== Exercise details ==
Make an exact transcription of the material, leaving out all images.

== Data block ==
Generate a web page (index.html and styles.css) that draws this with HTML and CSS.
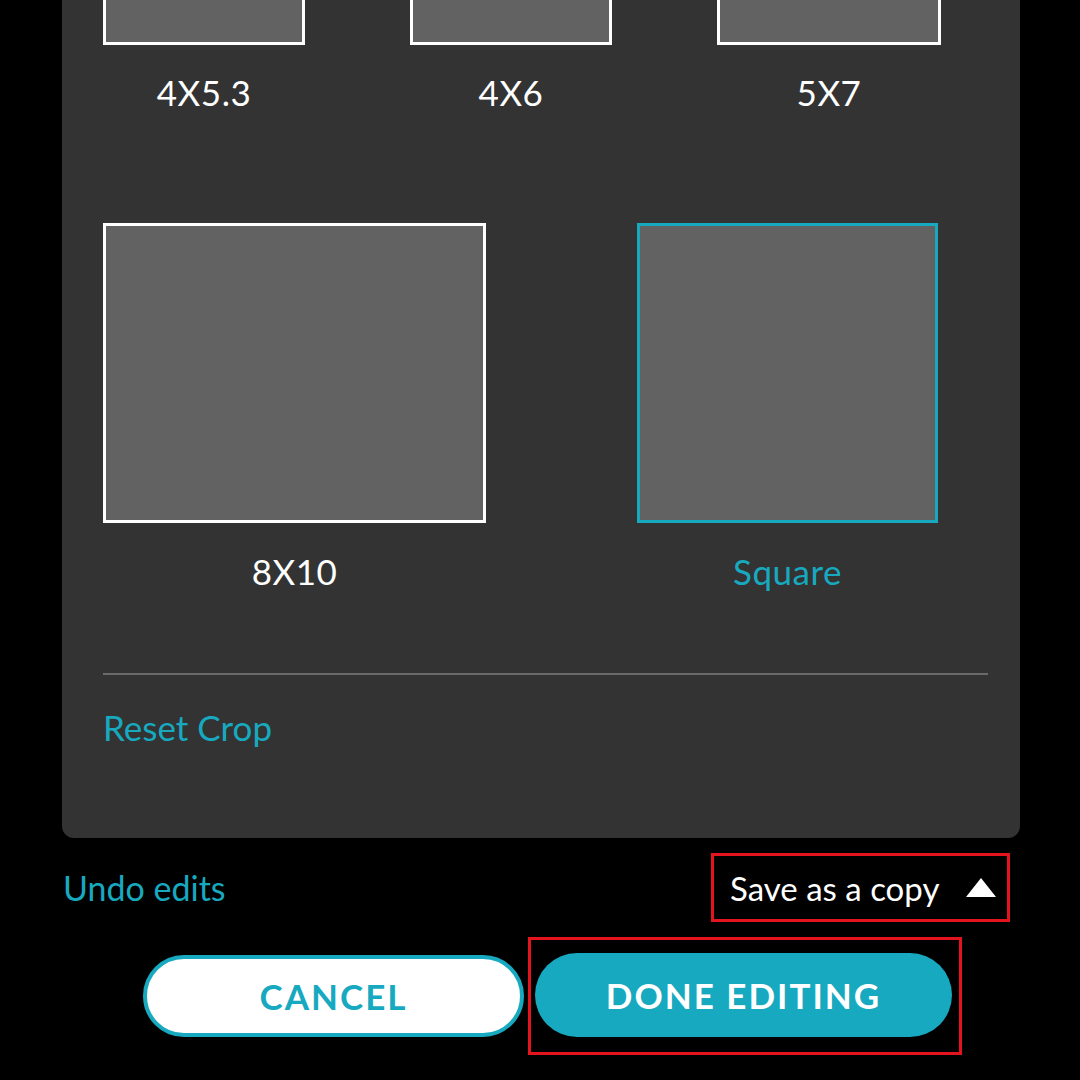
FILE: index.html
```html
<!DOCTYPE html>
<html lang="en">
<head>
    <meta charset="UTF-8">
    <meta name="viewport" content="width=device-width, initial-scale=1.0">
    <title>Crop</title>
    <link rel="stylesheet" href="styles.css">
</head>
<body>
    <div class="panel">
        <div class="size-row top-row">
            <div class="size-option">
                <div class="size-box box-4x53"></div>
                <div class="size-label">4X5.3</div>
            </div>
            <div class="size-option">
                <div class="size-box box-4x6"></div>
                <div class="size-label">4X6</div>
            </div>
            <div class="size-option">
                <div class="size-box box-5x7"></div>
                <div class="size-label">5X7</div>
            </div>
        </div>
        <div class="size-row big-row">
            <div class="size-option">
                <div class="size-box box-8x10"></div>
                <div class="size-label">8X10</div>
            </div>
            <div class="size-option selected">
                <div class="size-box box-square"></div>
                <div class="size-label">Square</div>
            </div>
        </div>
        <div class="divider"></div>
        <div class="reset-link">Reset Crop</div>
    </div>

    <div class="save-row">
        <div class="undo-link">Undo edits</div>
        <div class="highlight save-copy">
            <span>Save as a copy</span>
            <svg class="caret" width="30" height="19" viewBox="0 0 30 19"><polygon points="15,0 30,19 0,19" fill="#fff"/></svg>
        </div>
    </div>

    <div class="button-row">
        <button class="cancel-button">CANCEL</button>
        <div class="highlight done-wrap">
            <button class="done-button">DONE EDITING</button>
        </div>
    </div>
</body>
</html>
```

FILE: styles.css
```css
body {
    margin: 0;
    background: #000;
    font-family: Lato, "Open Sans", sans-serif;
    color: #fff;
    width: 1080px;
    height: 1080px;
    overflow: hidden;
}
.panel {
    background: #333333;
    margin: -145px 0 0 62px;
    width: 958px;
    box-sizing: border-box;
    padding: 40px 32px 91px 41px;
    border-radius: 0 0 12px 12px;
}
.size-row {
    display: flex;
}
.top-row {
    gap: 105px;
}
.big-row {
    margin-top: 111px;
    gap: 151px;
}
.size-option {
    display: flex;
    flex-direction: column;
    align-items: center;
}
.size-box {
    box-sizing: border-box;
    background: #626262;
    border: 3px solid #fff;
}
.box-4x53, .box-4x6 {
    width: 202px;
    height: 150px;
}
.box-5x7 {
    width: 224px;
    height: 150px;
}
.box-8x10 {
    width: 383px;
    height: 300px;
}
.box-square {
    width: 301px;
    height: 300px;
    border-color: #17a9bf;
}
.size-label {
    font-size: 35px;
    line-height: 40px;
    margin-top: 27px;
    letter-spacing: 0.5px;
}
.big-row .size-label {
    margin-top: 28px;
}
.selected .size-label {
    color: #17a9bf;
}
.divider {
    height: 2px;
    background: #6a6a6a;
    margin-top: 82px;
}
.reset-link {
    margin-top: 32px;
    font-size: 35px;
    line-height: 40px;
    color: #17a9bf;
}
.save-row {
    display: flex;
    justify-content: space-between;
    align-items: center;
    margin-top: 15px;
    padding: 0 70px 0 63px;
}
.undo-link {
    font-size: 34px;
    color: #17a9bf;
}
.highlight {
    border: 3px solid #e3141e;
}
.save-copy {
    display: flex;
    align-items: center;
    justify-content: space-between;
    box-sizing: border-box;
    width: 299px;
    height: 69px;
    padding: 0 11px 0 16px;
    font-size: 33px;
}
.button-row {
    display: flex;
    align-items: center;
    margin-top: 15px;
    padding-left: 143px;
    gap: 4px;
}
.cancel-button, .done-button {
    font-family: Lato, "Open Sans", sans-serif;
    font-weight: bold;
    font-size: 35px;
    letter-spacing: 2px;
    border-radius: 42px;
    cursor: pointer;
}
.cancel-button {
    width: 381px;
    height: 82px;
    background: #fff;
    border: 4px solid #17a9bf;
    color: #17a9bf;
}
.done-wrap {
    box-sizing: border-box;
    width: 434px;
    height: 118px;
    padding: 13px 7px 15px 4px;
}
.done-button {
    width: 417px;
    height: 84px;
    border: none;
    background: #17a9bf;
    color: #fff;
}
```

== Result for this exercise ==
Generate a web page (index.html and styles.css) that draws this with HTML and CSS.
FILE: index.html
```html
<!DOCTYPE html>
<html lang="en">
<head>
    <meta charset="UTF-8">
    <meta name="viewport" content="width=device-width, initial-scale=1.0">
    <title>Crop</title>
    <link rel="stylesheet" href="styles.css">
</head>
<body>
    <div class="panel">
        <div class="size-row top-row">
            <div class="size-option">
                <div class="size-box box-4x53"></div>
                <div class="size-label">4X5.3</div>
            </div>
            <div class="size-option">
                <div class="size-box box-4x6"></div>
                <div class="size-label">4X6</div>
            </div>
            <div class="size-option">
                <div class="size-box box-5x7"></div>
                <div class="size-label">5X7</div>
            </div>
        </div>
        <div class="size-row big-row">
            <div class="size-option">
                <div class="size-box box-8x10"></div>
                <div class="size-label">8X10</div>
            </div>
            <div class="size-option selected">
                <div class="size-box box-square"></div>
                <div class="size-label">Square</div>
            </div>
        </div>
        <div class="divider"></div>
        <div class="reset-link">Reset Crop</div>
    </div>

    <div class="save-row">
        <div class="undo-link">Undo edits</div>
        <div class="highlight save-copy">
            <span>Save as a copy</span>
            <svg class="caret" width="30" height="19" viewBox="0 0 30 19"><polygon points="15,0 30,19 0,19" fill="#fff"/></svg>
        </div>
    </div>

    <div class="button-row">
        <button class="cancel-button">CANCEL</button>
        <div class="highlight done-wrap">
            <button class="done-button">DONE EDITING</button>
        </div>
    </div>
</body>
</html>
```

FILE: styles.css
```css
body {
    margin: 0;
    background: #000;
    font-family: Lato, "Open Sans", sans-serif;
    color: #fff;
    width: 1080px;
    height: 1080px;
    overflow: hidden;
}
.panel {
    background: #333333;
    margin: -145px 0 0 62px;
    width: 958px;
    box-sizing: border-box;
    padding: 40px 32px 91px 41px;
    border-radius: 0 0 12px 12px;
}
.size-row {
    display: flex;
}
.top-row {
    gap: 105px;
}
.big-row {
    margin-top: 111px;
    gap: 151px;
}
.size-option {
    display: flex;
    flex-direction: column;
    align-items: center;
}
.size-box {
    box-sizing: border-box;
    background: #626262;
    border: 3px solid #fff;
}
.box-4x53, .box-4x6 {
    width: 202px;
    height: 150px;
}
.box-5x7 {
    width: 224px;
    height: 150px;
}
.box-8x10 {
    width: 383px;
    height: 300px;
}
.box-square {
    width: 301px;
    height: 300px;
    border-color: #17a9bf;
}
.size-label {
    font-size: 35px;
    line-height: 40px;
    margin-top: 27px;
    letter-spacing: 0.5px;
}
.big-row .size-label {
    margin-top: 28px;
}
.selected .size-label {
    color: #17a9bf;
}
.divider {
    height: 2px;
    background: #6a6a6a;
    margin-top: 82px;
}
.reset-link {
    margin-top: 32px;
    font-size: 35px;
    line-height: 40px;
    color: #17a9bf;
}
.save-row {
    display: flex;
    justify-content: space-between;
    align-items: center;
    margin-top: 15px;
    padding: 0 70px 0 63px;
}
.undo-link {
    font-size: 34px;
    color: #17a9bf;
}
.highlight {
    border: 3px solid #e3141e;
}
.save-copy {
    display: flex;
    align-items: center;
    justify-content: space-between;
    box-sizing: border-box;
    width: 299px;
    height: 69px;
    padding: 0 11px 0 16px;
    font-size: 33px;
}
.button-row {
    display: flex;
    align-items: center;
    margin-top: 15px;
    padding-left: 143px;
    gap: 4px;
}
.cancel-button, .done-button {
    font-family: Lato, "Open Sans", sans-serif;
    font-weight: bold;
    font-size: 35px;
    letter-spacing: 2px;
    border-radius: 42px;
    cursor: pointer;
}
.cancel-button {
    width: 381px;
    height: 82px;
    background: #fff;
    border: 4px solid #17a9bf;
    color: #17a9bf;
}
.done-wrap {
    box-sizing: border-box;
    width: 434px;
    height: 118px;
    padding: 13px 7px 15px 4px;
}
.done-button {
    width: 417px;
    height: 84px;
    border: none;
    background: #17a9bf;
    color: #fff;
}
```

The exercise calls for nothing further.